#### WHAT THIS TASK INVOLVES
Extract, word for word, each line from the line holding "Give me the" through the end of the records. Omit every picture.

Entries with page source code:
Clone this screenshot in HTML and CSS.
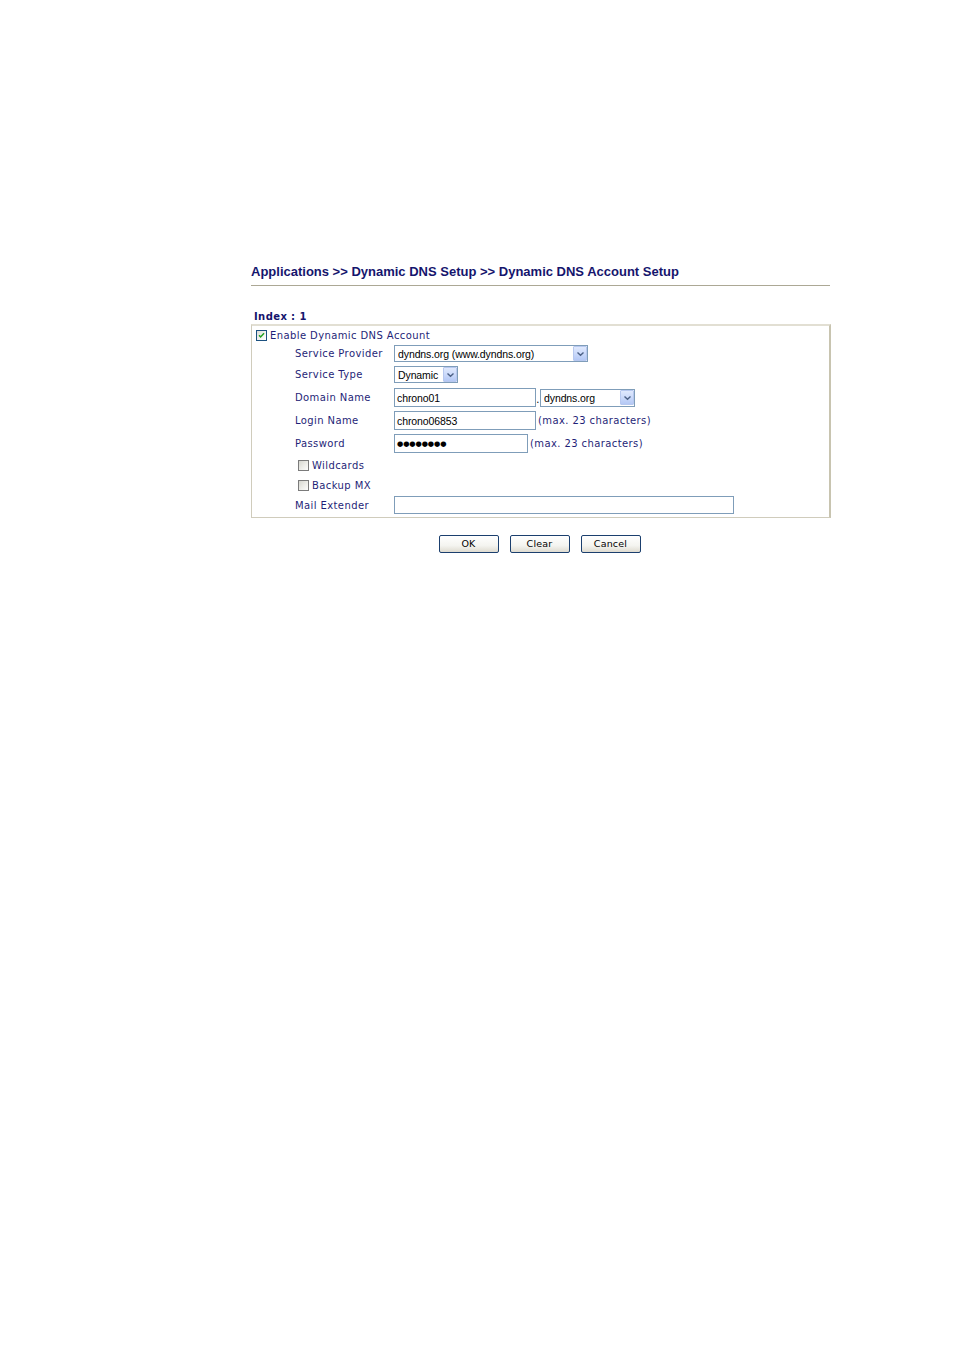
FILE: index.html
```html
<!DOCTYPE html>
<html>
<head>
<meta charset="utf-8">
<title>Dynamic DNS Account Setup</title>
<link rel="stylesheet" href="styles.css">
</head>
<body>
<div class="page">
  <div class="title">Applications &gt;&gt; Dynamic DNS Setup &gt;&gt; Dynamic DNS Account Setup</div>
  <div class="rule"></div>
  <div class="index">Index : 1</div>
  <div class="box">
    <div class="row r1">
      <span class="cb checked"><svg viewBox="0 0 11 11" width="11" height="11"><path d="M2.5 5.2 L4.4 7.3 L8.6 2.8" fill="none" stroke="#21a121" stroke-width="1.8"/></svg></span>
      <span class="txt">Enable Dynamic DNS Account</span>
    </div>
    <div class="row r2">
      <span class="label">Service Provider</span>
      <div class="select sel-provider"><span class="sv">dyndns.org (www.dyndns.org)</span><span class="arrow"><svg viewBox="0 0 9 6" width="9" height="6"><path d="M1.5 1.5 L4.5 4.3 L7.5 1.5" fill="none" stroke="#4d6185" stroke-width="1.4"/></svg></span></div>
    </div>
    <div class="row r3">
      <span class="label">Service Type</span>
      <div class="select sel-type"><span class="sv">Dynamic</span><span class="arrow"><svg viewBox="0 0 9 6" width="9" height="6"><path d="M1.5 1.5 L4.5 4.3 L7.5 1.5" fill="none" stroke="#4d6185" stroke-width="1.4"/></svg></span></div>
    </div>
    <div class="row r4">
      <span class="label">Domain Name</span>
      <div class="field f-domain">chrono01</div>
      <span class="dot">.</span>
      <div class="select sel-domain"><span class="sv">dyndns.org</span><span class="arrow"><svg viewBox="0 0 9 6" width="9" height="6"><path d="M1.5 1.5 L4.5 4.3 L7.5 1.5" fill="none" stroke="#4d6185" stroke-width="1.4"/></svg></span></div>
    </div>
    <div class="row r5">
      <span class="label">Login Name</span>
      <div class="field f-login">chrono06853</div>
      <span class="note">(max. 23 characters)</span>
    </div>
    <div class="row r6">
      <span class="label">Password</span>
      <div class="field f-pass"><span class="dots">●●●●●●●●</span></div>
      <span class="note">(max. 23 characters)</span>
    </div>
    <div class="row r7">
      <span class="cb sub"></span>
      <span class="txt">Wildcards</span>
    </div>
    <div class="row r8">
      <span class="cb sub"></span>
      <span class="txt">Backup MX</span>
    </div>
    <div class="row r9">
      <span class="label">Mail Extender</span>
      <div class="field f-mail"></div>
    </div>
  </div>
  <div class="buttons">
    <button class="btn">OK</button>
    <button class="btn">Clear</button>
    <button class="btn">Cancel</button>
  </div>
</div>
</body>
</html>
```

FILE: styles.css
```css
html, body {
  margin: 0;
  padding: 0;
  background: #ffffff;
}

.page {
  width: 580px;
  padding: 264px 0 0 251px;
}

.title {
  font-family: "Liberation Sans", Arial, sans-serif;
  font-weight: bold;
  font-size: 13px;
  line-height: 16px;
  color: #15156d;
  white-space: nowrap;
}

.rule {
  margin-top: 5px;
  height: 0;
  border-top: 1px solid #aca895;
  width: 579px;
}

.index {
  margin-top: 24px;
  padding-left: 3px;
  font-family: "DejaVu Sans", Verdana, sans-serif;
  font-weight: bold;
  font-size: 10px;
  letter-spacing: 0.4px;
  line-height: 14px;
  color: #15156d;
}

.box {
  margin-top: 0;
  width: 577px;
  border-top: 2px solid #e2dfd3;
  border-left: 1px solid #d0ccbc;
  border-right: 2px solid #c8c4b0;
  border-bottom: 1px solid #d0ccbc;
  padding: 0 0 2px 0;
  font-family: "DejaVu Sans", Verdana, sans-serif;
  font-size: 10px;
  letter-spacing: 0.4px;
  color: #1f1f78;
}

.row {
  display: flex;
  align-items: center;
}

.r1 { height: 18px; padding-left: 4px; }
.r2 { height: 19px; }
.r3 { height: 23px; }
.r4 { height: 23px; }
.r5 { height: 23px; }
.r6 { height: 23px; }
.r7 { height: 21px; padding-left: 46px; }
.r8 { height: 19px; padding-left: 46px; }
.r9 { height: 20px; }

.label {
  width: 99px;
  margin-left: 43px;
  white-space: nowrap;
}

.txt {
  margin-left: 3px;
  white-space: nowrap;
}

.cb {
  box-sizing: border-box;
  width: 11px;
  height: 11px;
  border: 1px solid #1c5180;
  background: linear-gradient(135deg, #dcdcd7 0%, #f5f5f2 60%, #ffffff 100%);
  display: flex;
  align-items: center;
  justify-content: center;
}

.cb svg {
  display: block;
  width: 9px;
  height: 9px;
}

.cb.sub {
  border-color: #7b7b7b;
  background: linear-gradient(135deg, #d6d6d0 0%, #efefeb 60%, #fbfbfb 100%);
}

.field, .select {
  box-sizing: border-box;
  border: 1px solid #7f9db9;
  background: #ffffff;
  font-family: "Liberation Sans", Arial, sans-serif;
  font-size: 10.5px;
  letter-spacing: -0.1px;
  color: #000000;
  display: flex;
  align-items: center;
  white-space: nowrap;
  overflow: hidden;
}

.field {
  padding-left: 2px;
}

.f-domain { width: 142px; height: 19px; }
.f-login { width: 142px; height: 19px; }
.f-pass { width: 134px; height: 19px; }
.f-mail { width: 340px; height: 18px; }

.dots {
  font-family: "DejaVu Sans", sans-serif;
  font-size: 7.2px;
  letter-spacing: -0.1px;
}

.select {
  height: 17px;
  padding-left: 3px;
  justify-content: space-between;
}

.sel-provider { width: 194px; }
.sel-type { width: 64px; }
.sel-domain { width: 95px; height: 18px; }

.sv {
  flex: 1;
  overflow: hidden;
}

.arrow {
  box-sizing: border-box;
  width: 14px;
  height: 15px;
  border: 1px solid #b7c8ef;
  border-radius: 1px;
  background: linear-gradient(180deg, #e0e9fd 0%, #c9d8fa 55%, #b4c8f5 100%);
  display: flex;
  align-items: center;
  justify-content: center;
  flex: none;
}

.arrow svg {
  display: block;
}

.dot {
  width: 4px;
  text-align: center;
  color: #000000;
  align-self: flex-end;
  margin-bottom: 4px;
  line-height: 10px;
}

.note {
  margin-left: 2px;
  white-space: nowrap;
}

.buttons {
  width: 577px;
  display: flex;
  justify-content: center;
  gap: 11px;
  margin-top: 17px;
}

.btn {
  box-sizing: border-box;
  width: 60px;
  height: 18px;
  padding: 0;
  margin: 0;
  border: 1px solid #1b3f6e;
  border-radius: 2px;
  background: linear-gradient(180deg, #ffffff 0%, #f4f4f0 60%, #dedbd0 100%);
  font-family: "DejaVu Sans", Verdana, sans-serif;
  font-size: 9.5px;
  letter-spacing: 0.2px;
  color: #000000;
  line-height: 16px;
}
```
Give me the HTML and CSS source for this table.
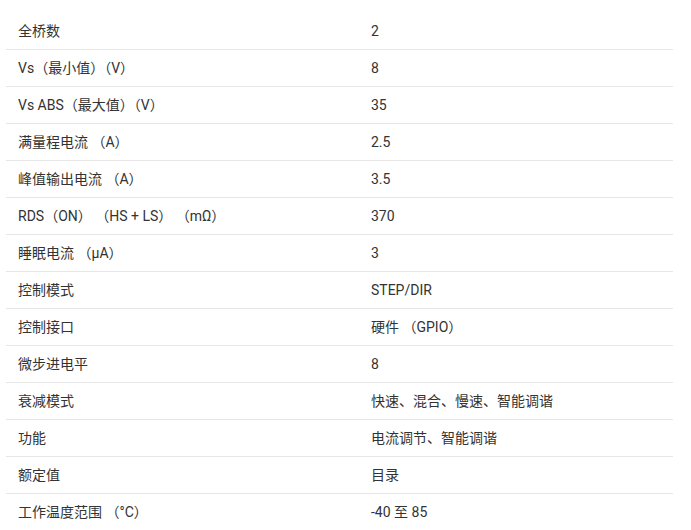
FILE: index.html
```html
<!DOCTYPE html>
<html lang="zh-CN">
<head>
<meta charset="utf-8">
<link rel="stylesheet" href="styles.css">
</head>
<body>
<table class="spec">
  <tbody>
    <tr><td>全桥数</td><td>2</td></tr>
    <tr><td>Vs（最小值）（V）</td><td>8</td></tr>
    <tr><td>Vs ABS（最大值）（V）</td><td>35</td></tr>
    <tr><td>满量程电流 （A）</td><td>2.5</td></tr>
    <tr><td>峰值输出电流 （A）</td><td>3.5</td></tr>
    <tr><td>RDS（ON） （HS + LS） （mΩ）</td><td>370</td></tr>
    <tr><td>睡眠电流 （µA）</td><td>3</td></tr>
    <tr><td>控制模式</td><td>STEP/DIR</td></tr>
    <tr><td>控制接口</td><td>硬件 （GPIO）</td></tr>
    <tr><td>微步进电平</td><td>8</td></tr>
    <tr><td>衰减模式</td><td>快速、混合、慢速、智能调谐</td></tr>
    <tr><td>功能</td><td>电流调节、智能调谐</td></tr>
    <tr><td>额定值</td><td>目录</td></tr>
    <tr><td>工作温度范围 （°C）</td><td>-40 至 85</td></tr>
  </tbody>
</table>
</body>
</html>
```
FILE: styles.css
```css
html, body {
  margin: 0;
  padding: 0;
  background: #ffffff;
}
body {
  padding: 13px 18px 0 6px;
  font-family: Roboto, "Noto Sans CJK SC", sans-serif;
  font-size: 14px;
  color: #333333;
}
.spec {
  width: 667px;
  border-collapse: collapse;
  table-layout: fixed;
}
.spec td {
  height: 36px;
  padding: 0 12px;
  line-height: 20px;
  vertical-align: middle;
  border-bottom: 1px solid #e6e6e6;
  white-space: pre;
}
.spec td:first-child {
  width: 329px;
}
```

#### EXERCISE OUTPUT
Give me the HTML and CSS source for this table.
FILE: index.html
```html
<!DOCTYPE html>
<html lang="zh-CN">
<head>
<meta charset="utf-8">
<link rel="stylesheet" href="styles.css">
</head>
<body>
<table class="spec">
  <tbody>
    <tr><td>全桥数</td><td>2</td></tr>
    <tr><td>Vs（最小值）（V）</td><td>8</td></tr>
    <tr><td>Vs ABS（最大值）（V）</td><td>35</td></tr>
    <tr><td>满量程电流 （A）</td><td>2.5</td></tr>
    <tr><td>峰值输出电流 （A）</td><td>3.5</td></tr>
    <tr><td>RDS（ON） （HS + LS） （mΩ）</td><td>370</td></tr>
    <tr><td>睡眠电流 （µA）</td><td>3</td></tr>
    <tr><td>控制模式</td><td>STEP/DIR</td></tr>
    <tr><td>控制接口</td><td>硬件 （GPIO）</td></tr>
    <tr><td>微步进电平</td><td>8</td></tr>
    <tr><td>衰减模式</td><td>快速、混合、慢速、智能调谐</td></tr>
    <tr><td>功能</td><td>电流调节、智能调谐</td></tr>
    <tr><td>额定值</td><td>目录</td></tr>
    <tr><td>工作温度范围 （°C）</td><td>-40 至 85</td></tr>
  </tbody>
</table>
</body>
</html>
```
FILE: styles.css
```css
html, body {
  margin: 0;
  padding: 0;
  background: #ffffff;
}
body {
  padding: 13px 18px 0 6px;
  font-family: Roboto, "Noto Sans CJK SC", sans-serif;
  font-size: 14px;
  color: #333333;
}
.spec {
  width: 667px;
  border-collapse: collapse;
  table-layout: fixed;
}
.spec td {
  height: 36px;
  padding: 0 12px;
  line-height: 20px;
  vertical-align: middle;
  border-bottom: 1px solid #e6e6e6;
  white-space: pre;
}
.spec td:first-child {
  width: 329px;
}
```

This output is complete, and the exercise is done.